| Records |
## begin

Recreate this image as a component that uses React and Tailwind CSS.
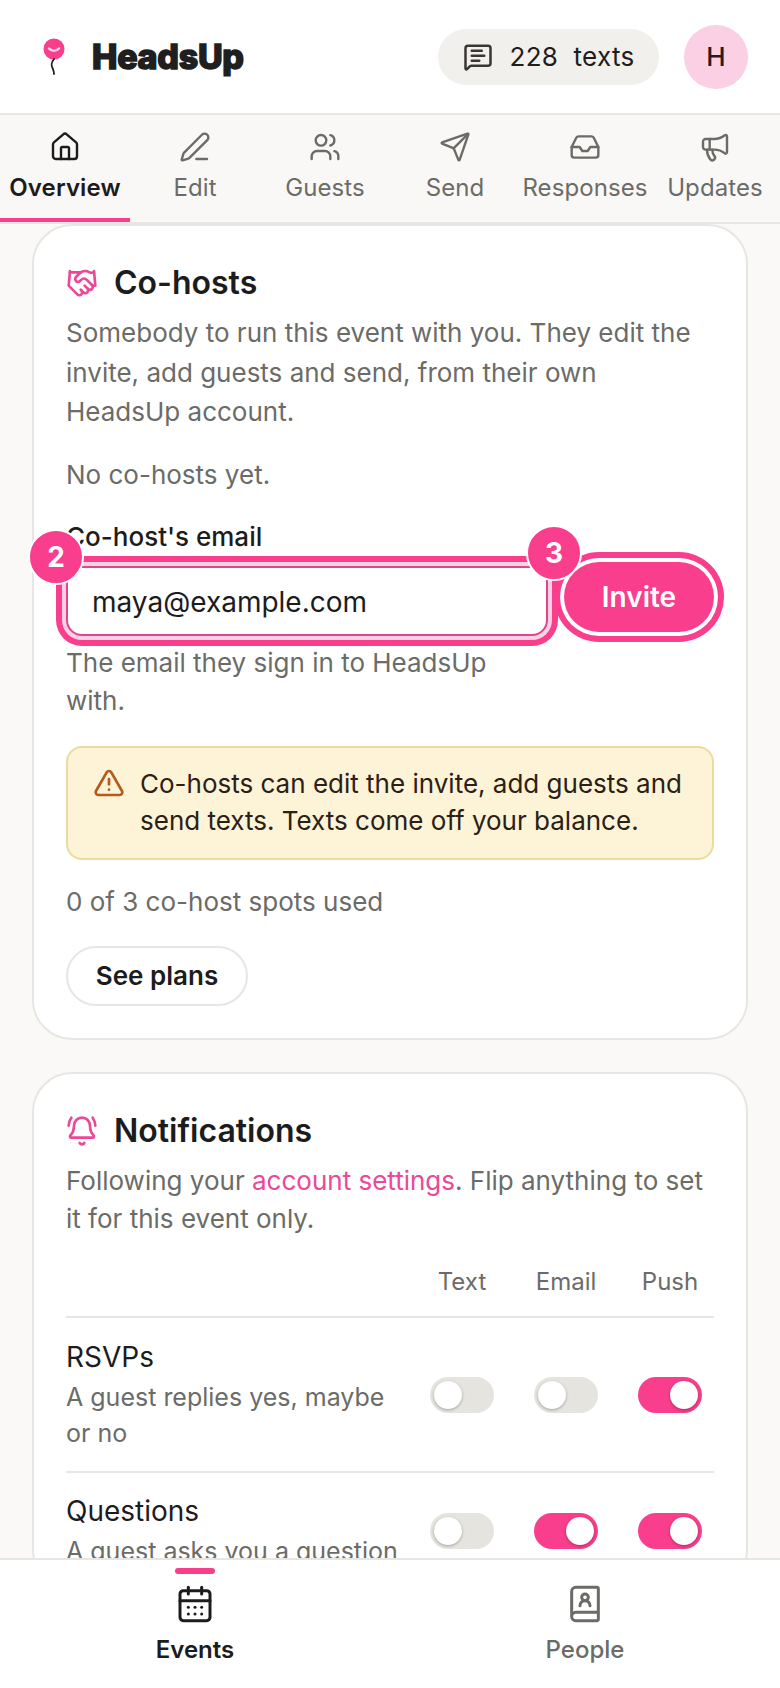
import { House, PenLine, Users, Send, Inbox, Megaphone, MessageSquareText, Handshake, BellRing, TriangleAlert, CalendarDays, BookUser } from "lucide-react";

const tabs = [
  { label: "Overview", icon: House, active: true },
  { label: "Edit", icon: PenLine },
  { label: "Guests", icon: Users },
  { label: "Send", icon: Send },
  { label: "Responses", icon: Inbox },
  { label: "Updates", icon: Megaphone },
];

function Balloon() {
  return (
    <svg width="24" height="38" viewBox="0 0 24 38" fill="none">
      <circle cx="12" cy="11" r="10.5" fill="#f83e8c" />
      <path d="M7 10.500c2.500 3 7.500 3 10 0" stroke="#fbd0e4" strokeWidth="2.400" strokeLinecap="round" />
      <path d="M12 21c-3 4-3 6-1.500 9 .8 1.800 1.500 3 1.500 6" stroke="#1f1f1f" strokeWidth="1.800" strokeLinecap="round" />
    </svg>
  );
}

function Toggle({ on }) {
  return (
    <div className={on ? "flex h-9 w-16 items-center justify-end rounded-full bg-[#f83e8c] p-1" : "flex h-9 w-16 items-center justify-start rounded-full bg-[#e6e4df] p-1"}>
      <div className="h-7 w-7 rounded-full bg-white shadow-[0_1px_3px_rgba(0,0,0,0.3)]" />
    </div>
  );
}

function Row({ title, sub, values, last }) {
  return (
    <div className={last ? "flex items-center justify-between pt-5 pb-[18px]" : "flex items-center justify-between border-b-2 border-[#e8e6e2] pt-[21px] pb-[20px]"}>
      <div className="w-[340px]">
        <div className="text-[28px] leading-9 text-[#1c1c1c]">{title}</div>
        <div className="mt-1 text-[25px] leading-[36px] text-[#6b6b68]">{sub}</div>
      </div>
      <div className="flex gap-10 pr-3">
        {values.map((on, i) => (
          <Toggle key={i} on={on} />
        ))}
      </div>
    </div>
  );
}

export default function App() {
  return (
    <div className="flex h-[1688px] w-[780px] flex-col overflow-hidden bg-[#faf9f7] font-['Inter',sans-serif]">
      <header className="flex h-[113px] shrink-0 items-center justify-between bg-white pl-[42px] pr-8">
        <div className="flex items-center gap-[26px]">
          <Balloon />
          <span className="text-[34px] font-extrabold tracking-[-0.3px] text-[#1f1f1f] [-webkit-text-stroke:1.5px_#1f1f1f]">HeadsUp</span>
        </div>
        <div className="flex items-center gap-[25px]">
          <div className="flex h-14 w-[221px] items-center justify-center gap-[17px] rounded-full bg-[#f2f0ec] text-[26px] tracking-[0.3px] text-[#211d1b]">
            <MessageSquareText size={30} strokeWidth={2} className="text-[#3a3633]" />
            <span className="whitespace-pre">228  texts</span>
          </div>
          <div className="flex h-16 w-16 items-center justify-center rounded-full bg-[#fbd0e4] text-[26px] font-medium text-[#2a1a20]">H</div>
        </div>
      </header>

      <nav className="grid h-[111px] shrink-0 grid-cols-6 border-y-2 border-[#e8e6e2] bg-[#faf8f6]">
        {tabs.map((tab) => (
          <div
            key={tab.label}
            className={tab.active ? "flex flex-col items-center border-b-4 border-[#f83e8c] pt-[16px] font-semibold text-[#1c1c1c]" : "flex flex-col items-center pt-[16px] text-[#6b6b68]"}
          >
            <tab.icon size={32} strokeWidth={1.8} />
            <span className="mt-[9px] text-[24px] leading-8 tracking-[0.1px] whitespace-nowrap">{tab.label}</span>
          </div>
        ))}
      </nav>

      <main className="min-h-0 flex-1 overflow-hidden px-8">
        <section className="rounded-[40px] border-2 border-[#e8e6e2] bg-white px-8 pt-[37px] pb-[32px]">
          <div className="flex items-center gap-4">
            <Handshake size={32} strokeWidth={2} className="text-[#ec4899]" />
            <h2 className="text-[32px] font-semibold leading-10 text-[#1c1c1c]">Co-hosts</h2>
          </div>
          <p className="mt-[10px] text-[26px] leading-[39.5px] text-[#6b6b68]">
            Somebody to run this event with you. They edit the invite, add guests and send, from their own HeadsUp account.
          </p>
          <p className="mt-[23px] text-[26px] leading-[40px] text-[#6b6b68]">No co-hosts yet.</p>

          <div className="relative mt-6 flex items-start gap-4">
            <div className="w-[482px]">
              <label className="block text-[26px] font-medium leading-9 text-[#1c1c1c]">Co-host's email</label>
              <div className="mt-[11px] flex h-[70px] items-center rounded-2xl border-2 border-[#e0468e] bg-white px-6 pt-[2px] text-[28px] text-[#1c1c1c] shadow-[0_0_0_4px_#fbd0e4,0_0_0_10px_#f83e8c]">
                maya@example.com
              </div>
              <p className="mt-2 w-[440px] text-[26px] leading-[38px] text-[#6b6b68]">The email they sign in to HeadsUp with.</p>
            </div>
            <button type="button" className="mt-[43px] flex h-[70px] w-[150px] items-center justify-center rounded-full bg-[#f83e8c] text-[28px] font-semibold text-white shadow-[0_0_0_4px_#ffffff,0_0_0_10px_#f83e8c]">
              Invite
            </button>
            <div className="absolute left-[-38px] top-[10px] flex h-[56px] w-[56px] items-center justify-center rounded-full border-2 border-white bg-[#f83e8c] text-[28px] font-bold text-white">2</div>
            <div className="absolute left-[460px] top-[6px] flex h-[56px] w-[56px] items-center justify-center rounded-full border-2 border-white bg-[#f83e8c] text-[28px] font-bold text-white">3</div>
          </div>

          <div className="mt-[26px] flex gap-[15px] rounded-2xl border-2 border-[#eadc9f] bg-[#fdf3d7] pt-[17px] pb-[19px] pl-[25px] pr-4 text-[26px] leading-[37px] text-[#2a2016]">
            <TriangleAlert size={32} strokeWidth={2} className="mt-[2px] shrink-0 text-[#b45a1a]" />
            <p>Co-hosts can edit the invite, add guests and send texts. Texts come off your balance.</p>
          </div>

          <p className="mt-[22px] text-[26px] leading-[40px] text-[#6b6b68]">0 of 3 co-host spots used</p>
          <button type="button" className="mt-6 h-[60px] w-[182px] rounded-full border-2 border-[#e8e6e2] bg-white text-[26px] font-semibold text-[#1c1c1c]">
            See plans
          </button>
        </section>

        <section className="mt-8 rounded-[40px] border-2 border-[#e8e6e2] bg-white px-8 pt-[37px]">
          <div className="flex items-center gap-4">
            <BellRing size={32} strokeWidth={2} className="text-[#ec4899]" />
            <h2 className="text-[32px] font-semibold leading-10 text-[#1c1c1c]">Notifications</h2>
          </div>
          <p className="mt-[11px] text-[26px] leading-[38px] text-[#6b6b68]">
            Following your <span className="text-[#ec4899]">account settings</span>. Flip anything to set it for this event only.
          </p>
          <div className="mt-[26px] flex justify-end gap-10 border-b-2 border-[#e8e6e2] pb-4 pr-3 text-[24px] leading-9 text-[#6b6b68]">
            <span className="w-16 text-center">Text</span>
            <span className="w-16 text-center">Email</span>
            <span className="w-16 text-center">Push</span>
          </div>
          <Row title="RSVPs" sub="A guest replies yes, maybe or no" values={[false, false, true]} />
          <Row title="Questions" sub="A guest asks you a question" values={[false, true, true]} last />
        </section>
      </main>

      <footer className="grid h-[130px] shrink-0 grid-cols-2 border-t-2 border-[#e8e6e2] bg-white">
        <div className="relative flex flex-col items-center pt-6 text-[#1c1c1c]">
          <div className="absolute top-2 h-[6px] w-10 rounded-full bg-[#f83e8c]" />
          <CalendarDays size={40} strokeWidth={1.8} />
          <span className="mt-[10px] text-[24px] font-semibold leading-8">Events</span>
        </div>
        <div className="flex flex-col items-center pt-6 text-[#6b6b68]">
          <BookUser size={40} strokeWidth={1.8} />
          <span className="mt-[10px] text-[24px] font-medium leading-8">People</span>
        </div>
      </footer>
    </div>
  );
}
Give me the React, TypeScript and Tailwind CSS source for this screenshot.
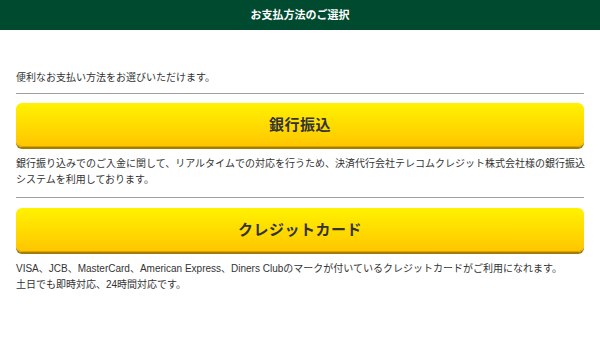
import React from "react";

const font = { fontFamily: '"Liberation Sans", "Noto Sans CJK JP", sans-serif' };

function YellowButton({ label }: { label: string }) {
  return (
    <button
      type="button"
      className="w-full h-[44px] rounded-[6px] bg-gradient-to-b from-[#fff200] to-[#ffc600] shadow-[0_2px_0_#a57c00] border-b border-[#d9a400] flex items-center justify-center text-[15px] font-bold text-[#333333] tracking-[0.5px]"
    >
      {label}
    </button>
  );
}

export default function App() {
  return (
    <div className="w-[600px] h-[353px] bg-white overflow-hidden" style={font}>
      <header className="h-[30px] bg-[#004a2f] flex items-center justify-center">
        <h1 className="text-white text-[11px] font-bold">お支払方法のご選択</h1>
      </header>
      <main className="px-4 text-[10px] leading-[16px] text-[#333333]">
        <p className="mt-[40px]">便利なお支払い方法をお選びいただけます。</p>
        <hr className="mt-[7px] border-0 h-px bg-[#a0a0a0]" />
        <div className="mt-[9px]">
          <YellowButton label="銀行振込" />
        </div>
        <p className="mt-[9px] whitespace-nowrap">
          銀行振り込みでのご入金に関して、リアルタイムでの対応を行うため、決済代行会社テレコムクレジット株式会社様の銀行振込
          <br />
          システムを利用しております。
        </p>
        <hr className="mt-[9px] border-0 h-px bg-[#a0a0a0]" />
        <div className="mt-[10px]">
          <YellowButton label="クレジットカード" />
        </div>
        <p className="mt-[9px]">
          VISA、JCB、MasterCard、American Express、Diners Clubのマークが付いているクレジットカードがご利用になれます。
          <br />
          土日でも即時対応、24時間対応です。
        </p>
      </main>
    </div>
  );
}
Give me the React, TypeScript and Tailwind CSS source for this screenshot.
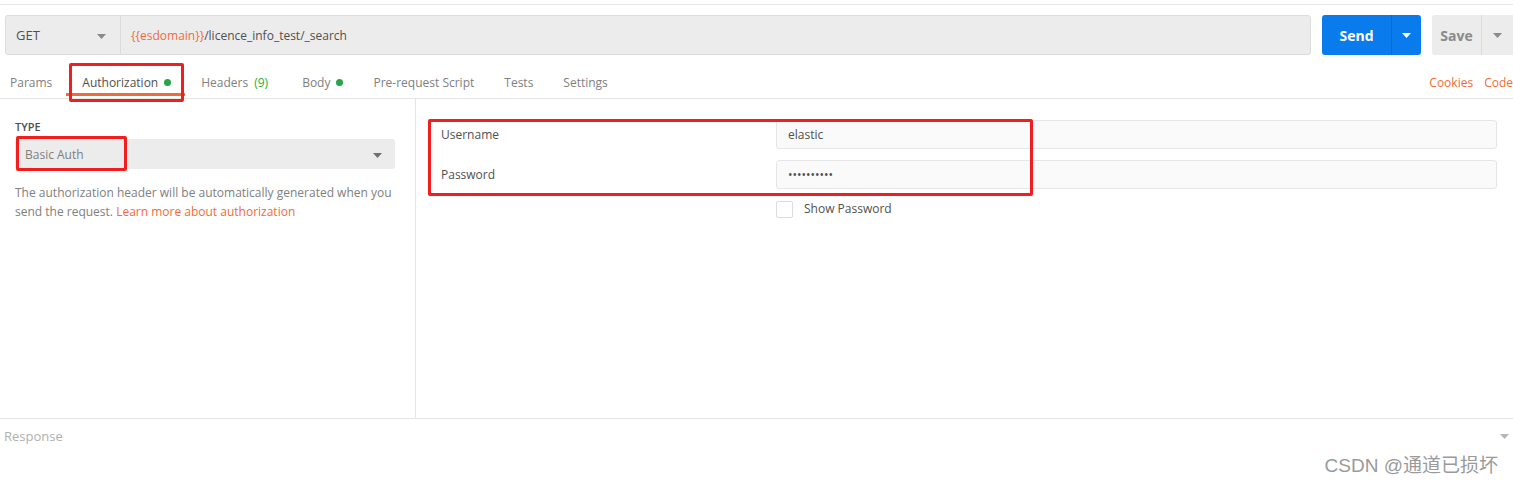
const Caret = ({ className }: { className: string }) => (
  <svg width="9" height="5" viewBox="0 0 9 5" className={className}>
    <path d="M0 0h9L4.5 5z" fill="currentColor" />
  </svg>
)

export default function App() {
  const tabs = [
    { label: "Params" },
    { label: "Authorization", active: true, dot: true },
    { label: "Headers", count: "(9)" },
    { label: "Body", dot: true },
    { label: "Pre-request Script" },
    { label: "Tests" },
    { label: "Settings" },
  ]

  return (
    <div className="relative w-[1513px] h-[484px] overflow-hidden bg-white text-[12px] text-[#505050] font-['Open_Sans',sans-serif]">
      <div className="h-[5px] border-b border-[#e6e6e6]" />

      {/* request bar */}
      <div className="flex h-[40px] mt-[10px] pl-[5px]">
        <div className="flex flex-1 bg-[#ececec] border border-[#dcdcdc] rounded-[3px]">
          <div className="w-[115px] flex items-center justify-between pl-[10px] pr-[14px] pt-[2px] border-r border-[#dcdcdc] text-[13px] text-[#505050]">
            GET
            <Caret className="text-[#8a8a8a]" />
          </div>
          <div className="flex items-center pl-[10px] pt-[2px] text-[12px] text-[#505050]">
            <span className="text-[#f26b3a]">{"{{esdomain}}"}</span>/licence_info_test/_search
          </div>
        </div>
        <div className="ml-[11px] w-[99px] flex bg-[#097bed] rounded-[3px] text-white">
          <div className="w-[69px] flex items-center justify-center text-[14px] font-bold">Send</div>
          <div className="flex-1 flex items-center justify-center border-l border-[#0868cc]">
            <Caret className="text-white" />
          </div>
        </div>
        <div className="ml-[11px] w-[81px] flex bg-[#ececec] rounded-l-[3px] text-[#8a8a8a]">
          <div className="w-[49px] flex items-center justify-center text-[14px] font-bold">Save</div>
          <div className="flex-1 flex items-center justify-center border-l border-[#dcdcdc]">
            <Caret className="text-[#8a8a8a]" />
          </div>
        </div>
      </div>

      {/* tabs */}
      <div className="flex h-[44px] border-b border-[#e6e6e6] pl-[10px] gap-[30px]">
        {tabs.map((t) => (
          <div
            key={t.label}
            className={`relative flex items-center pt-[12px] ${t.count ? "pr-[4px]" : ""} ${t.active ? "text-[#505050]" : "text-[#808080]"}`}
          >
            {t.label}
            {t.count && <span className="ml-[6px] text-[#26b13c]">{t.count}</span>}
            {t.dot && <span className="ml-[6px] w-[7px] h-[7px] rounded-full bg-[#26a44a]" />}
            {t.active && <span className="absolute -left-[16px] -right-[14px] bottom-[2px] h-[3px] bg-[#f26b3a]" />}
          </div>
        ))}
        <div className="ml-auto flex items-center pt-[12px] gap-[11px] text-[#f26b3a]">
          <span>Cookies</span>
          <span>Code</span>
        </div>
      </div>

      {/* auth body */}
      <div className="flex h-[320px] border-b border-[#e6e6e6]">
        <div className="w-[416px] border-r border-[#e6e6e6] px-[15px] pt-[20px]">
          <div className="text-[11px] leading-[15px] font-semibold text-[#505050]">TYPE</div>
          <div className="mt-[5px] w-[380px] h-[30px] flex items-center justify-between bg-[#ececec] rounded-[3px] pl-[10px] pr-[13px] pt-[2px] text-[#808080]">
            Basic Auth
            <Caret className="text-[#6f6f6f]" />
          </div>
          <div className="mt-[14px] leading-[19px] text-[#808080] whitespace-nowrap">
            The authorization header will be automatically generated when you
            <br />
            send the request. <span className="text-[#f26b3a]">Learn more about authorization</span>
          </div>
        </div>

        <div className="flex-1 pl-[25px] pr-[16px] pt-[20px]">
          <div className="flex flex-col gap-[10px]">
            <div className="flex items-center h-[30px] pt-[1px]">
              <div className="w-[335px]">Username</div>
              <div className="flex-1 h-full flex items-center px-[11px] bg-[#fafafa] border border-[#e6e6e6] rounded-[3px]">elastic</div>
            </div>
            <div className="flex items-center h-[30px] pt-[1px]">
              <div className="w-[335px]">Password</div>
              <div className="flex-1 h-full flex items-center px-[11px] bg-[#fafafa] border border-[#e6e6e6] rounded-[3px] text-[12px]">
                ••••••••••
              </div>
            </div>
          </div>
          <div className="mt-[11px] ml-[335px] flex items-center">
            <span className="w-[17px] h-[17px] border border-[#dcdcdc] rounded-[2px] bg-white" />
            <span className="ml-[11px]">Show Password</span>
          </div>
        </div>
      </div>

      {/* response */}
      <div className="flex items-center justify-between pl-[4px] pr-[4px] pt-[8px]">
        <span className="text-[13px] text-[#b0b0b0]">Response</span>
        <Caret className="text-[#b5b5b5]" />
      </div>

      {/* watermark */}
      <div className="absolute top-[452px] right-[15px] text-[19px] text-[#9a9a9a] font-['Liberation_Sans','Noto_Sans_CJK_SC',sans-serif]">
        CSDN @通道已损坏
      </div>

      {/* annotation boxes */}
      <div className="absolute left-[69px] top-[63px] w-[115px] h-[39px] border-[3px] border-[#f21d1d] rounded-[2px]" />
      <div className="absolute left-[16px] top-[136px] w-[111px] h-[35px] border-[3px] border-[#f21d1d] rounded-[2px]" />
      <div className="absolute left-[428px] top-[119px] w-[605px] h-[77px] border-[3px] border-[#f21d1d] rounded-[2px]" />
    </div>
  )
}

## end

| Directions |
Begin with the first line of the entries above and write out each line exactly, ending with the line containing "TriangleAlert, CalendarDays, BookUser". Leave out pictures.

| Finished task |
Recreate this image as a component that uses React and Tailwind CSS.
import { House, PenLine, Users, Send, Inbox, Megaphone, MessageSquareText, Handshake, BellRing, TriangleAlert, CalendarDays, BookUser } from "lucide-react";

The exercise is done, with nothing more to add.